Oct 7 2007 by Larry Neild, Liverpool Daily Post
HUNDREDS of city council home help staff have been called to a mass meeting on Monday in a dispute union leaders say could lead to industrial action.
They are in the frontline of a new redundancy scheme for all Liverpool council workers, which angry union leaders say will leave long-serving staff thousands of pounds out of pocket.
Officials of Unison and the GMB say feelings among staff are running high and the dispute could lead to demands for industrial action.
The unions have already lodged a formal grievance with the council over a redundancy programme which will see up to 130 of the 600 home carers made redundant.
They want staff to be given a month’s pay for every year of service, to a maximum of 25 years – effectively two years’ pay as a redundancy package.
But that has been rejected by the council, saying the city could not afford the pay-outs.
Staff yesterday received details of the new voluntary severance scheme, using payment figures based on a formula not yet agreed by politicians.
The plan will not be put before councillors until a city council meeting on October 17.
But the council insists it has to change its rules for voluntary severance pay to comply with new anti-age discrimination laws which prohibit different rates for people aged over 50 and those under 50.
But Angela Blundell, secretary of the council’s Joint Shop Stewards Committee said: “The proposed scheme will be inferior for many staff, particularly those with longer service.
“It is capped at 20 years so people who have been here much longer stand to lose considerably.
“The council has called for around 130 voluntary redundancies among home care workers and they have sent out severance terms based on the scheme, even though it has yet to be approved.
“We have submitted a grievance and we are awaiting a response.” A council spokesman said last night: “All councils are having to introduce alternative voluntary severance schemes because the old one breaks age discrimination laws and has been axed by the Government.
“This is a voluntary scheme and staff do not have to apply nor do they have to accept it in the event that it is offered to them.

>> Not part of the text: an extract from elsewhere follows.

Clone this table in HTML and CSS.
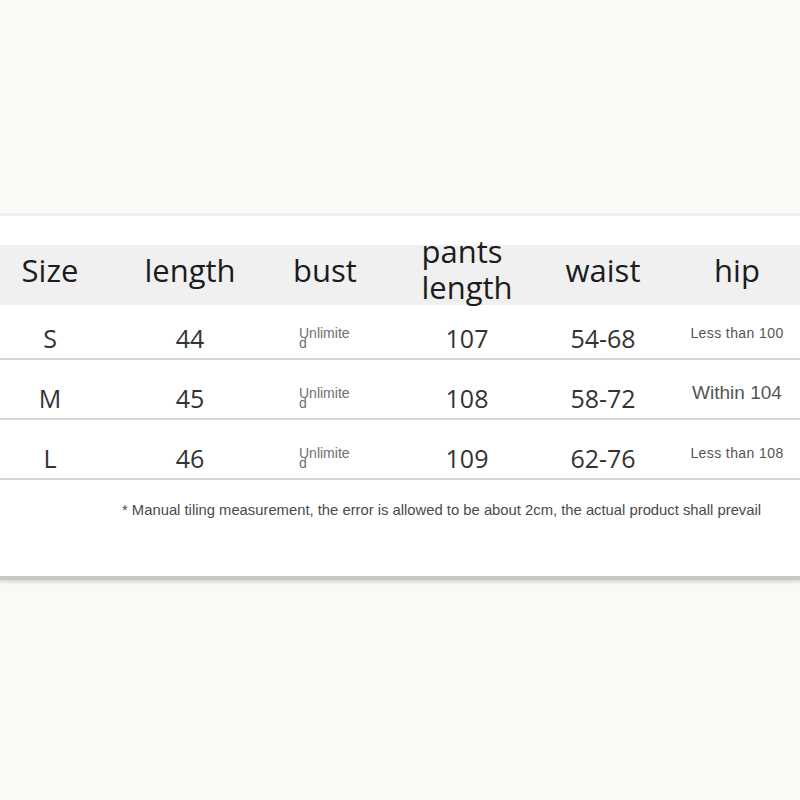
FILE: index.html
```html
<!DOCTYPE html>
<html lang="en">
<head>
<meta charset="utf-8">
<title>Size chart</title>
<link rel="stylesheet" href="styles.css">
</head>
<body>
<div class="page">
  <div class="top-space"></div>
  <section class="card">
    <div class="row head">
      <div class="cell c1">Size</div>
      <div class="cell c2">length</div>
      <div class="cell c3">bust</div>
      <div class="cell c4"><span class="wrap">pants length</span></div>
      <div class="cell c5">waist</div>
      <div class="cell c6">hip</div>
    </div>
    <div class="row data first">
      <div class="cell c1">S</div>
      <div class="cell c2">44</div>
      <div class="cell c3"><span class="small">Unlimited</span></div>
      <div class="cell c4">107</div>
      <div class="cell c5">54-68</div>
      <div class="cell c6"><span class="note">Less than 100</span></div>
    </div>
    <div class="row data">
      <div class="cell c1">M</div>
      <div class="cell c2">45</div>
      <div class="cell c3"><span class="small">Unlimited</span></div>
      <div class="cell c4">108</div>
      <div class="cell c5">58-72</div>
      <div class="cell c6"><span class="note big">Within 104</span></div>
    </div>
    <div class="row data">
      <div class="cell c1">L</div>
      <div class="cell c2">46</div>
      <div class="cell c3"><span class="small">Unlimited</span></div>
      <div class="cell c4">109</div>
      <div class="cell c5">62-76</div>
      <div class="cell c6"><span class="note">Less than 108</span></div>
    </div>
    <p class="footnote">* Manual tiling measurement, the error is allowed to be about 2cm, the actual product shall prevail</p>
  </section>
</div>
</body>
</html>
```

FILE: styles.css
```css
html, body {
  margin: 0;
  padding: 0;
  background: #faf9f5;
}

.page {
  width: 800px;
  height: 800px;
  overflow: hidden;
  background: #faf9f5;
}

.top-space {
  height: 213px;
}

.card {
  background: #ffffff;
  border-top: 3px solid #f2f0ec;
  padding-top: 29px;
  height: 331px;
  border-bottom: 4px solid #c9c7c6;
  box-shadow: 0 3px 2px #e2e0dc;
  box-sizing: content-box;
}

.row {
  display: grid;
  grid-template-columns: 100px 180px 90px 194px 78px 158px;
}

.cell {
  display: flex;
  align-items: center;
  justify-content: center;
  white-space: nowrap;
  min-height: 0;
}

.head {
  height: 60px;
  grid-template-rows: 60px;
  background: #f0f0f0;
  font-family: "Open Sans", "Noto Sans", sans-serif;
  font-size: 31px;
  color: #1c1c1c;
}

.head .cell {
  line-height: 34px;
  padding-bottom: 10px;
}

.head .c4 {
  padding-bottom: 12px;
}

.wrap {
  display: inline-block;
  width: min-content;
  white-space: normal;
  text-align: left;
  line-height: 36px;
}

.head .c6 {
  padding-left: 32px;
}

.data {
  border-bottom: 2px solid #d6d6d6;
  font-family: "Open Sans", "Noto Sans", sans-serif;
  font-size: 25px;
  color: #333333;
  align-items: end;
  padding-bottom: 5px;
  box-sizing: border-box;
  height: 60px;
}

.data.first {
  height: 55px;
}

.data .cell {
  height: 30px;
  line-height: 30px;
}

.data .c6 {
  padding-left: 32px;
}

.small {
  display: inline-block;
  width: 52px;
  white-space: normal;
  word-break: break-all;
  text-align: left;
  font-family: "Liberation Sans", Arial, sans-serif;
  font-size: 14px;
  line-height: 10px;
  color: #6f6f6f;
}

.note {
  font-family: "Liberation Sans", Arial, sans-serif;
  font-size: 14px;
  letter-spacing: 0.4px;
  line-height: 16px;
  color: #555555;
  margin-bottom: 10px;
}

.note.big {
  font-size: 19px;
  letter-spacing: 0;
  line-height: 20px;
}

.footnote {
  margin: 22px 0 0 0;
  padding-left: 122px;
  font-family: "Liberation Sans", Arial, sans-serif;
  font-size: 14.8px;
  line-height: 16px;
  color: #4a4a4a;
  white-space: nowrap;
}
```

“The city council simply would not be able to afford the scheme that the unions requested.”
“Our proposal is more generous than the Government’s statutory redundancy scheme and we have already had a positive response from a number of home care staff interested in taking up the proposed offer if it is adopted by the city council.”
Cllr Roz Gladden, Labour spokeswoman on social care, said: “These home care staff have been treated shabbily by the council, both from an employment point of view as well as severance arrangements.
“The council is wrong in what it says about being constrained by government regulations because there is scope to have far better arrangements than those they are bringing in.”